Menurut Celios, ada dua faktor mengapa penerimaan pajak turun begitu drastis. Pertama, terdapat pengembalian dana restitusi atau kelebihan bayar PPN tahun 2024.

Alasan kedua, lanjut Huda, adalah kendala di sistem Coretax yang membuat wajib pajak kesulitan melaporkan transaksi-nya. Akibatnya transaksi menjadi terhambat. "Rasio Pajak terhadap PDB tahun 2025 bisa lebih rendah dibandingkan tahun 2024, implikasi nya defisit APBN rentan diatas 3 persen dan bisa berpotensi impeachment.” kata Huda.

Selain itu, belanja pemerintah pusat juga melambat sebesar 10,76 persen, sementara secara spesifik belanja K/L turun tajam -45,5 persen secara year on year (yoy).
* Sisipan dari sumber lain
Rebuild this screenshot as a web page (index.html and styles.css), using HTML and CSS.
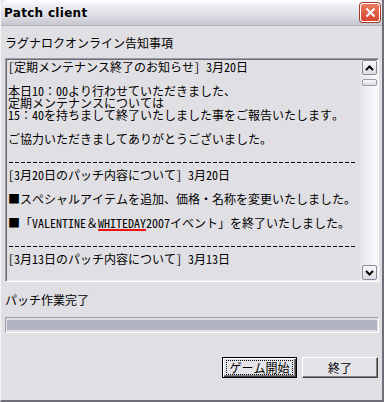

Anjloknya belanja pemerintah juga berpotensi menyebabkan terhentinya proyek infrastruktur di daerah. Serta berpotensi menyebabkan gelombang PHK dan pengangguran di sektor konstruksi dan industri pendukungnya.

“Belanja negara dipotong hingga Rp306 triliun, dividen BUMN dialihkan langsung kepada Danantara, hingga penundaan pengangkatan CPNS merupakan korban dari program ambisius Pemerintah. Program tersebut membutuhkan dana dengan jumlah jumbo, namun penerimaan negara sedang cekak.” kata Huda.

Krisis penerimaan pajak dikhawatirkan naikkan utang

Sejumlah warga mengantre untuk menukarkan uang di salah satu gerai penukaran uang asing di Jakarta, Rabu (17/4). NTARA FOTO/Sulthony Hasanuddin

Sementara itu, Direktur Eksekutif Celios, Bhima Yudhistira juga menambahkan bahwa krisis pada penerimaan pajak menimbulkan risiko penambahan utang yang tak terkendali. “Bayangkan kalau Januari saja utangnya naik 43,5 persen dibanding periode yang sama tahun lalu, maka akhir 2025 diperkirakan utang pemerintah tembus Rp10.000 triliun," kata Bhima.

Dengan kondisi itu, lanjut Bhima, beban bunga utang juga dipastikan naik tajam tahun depan dan membuat overhang utang, memicu crowding out effect di sektor keuangan dan efisiensi belanja ekstrem lebih brutal lagi tahun depan. "Rating surat utang pemerintah juga diperkirakan mengalami evaluasi.” kata Bhima.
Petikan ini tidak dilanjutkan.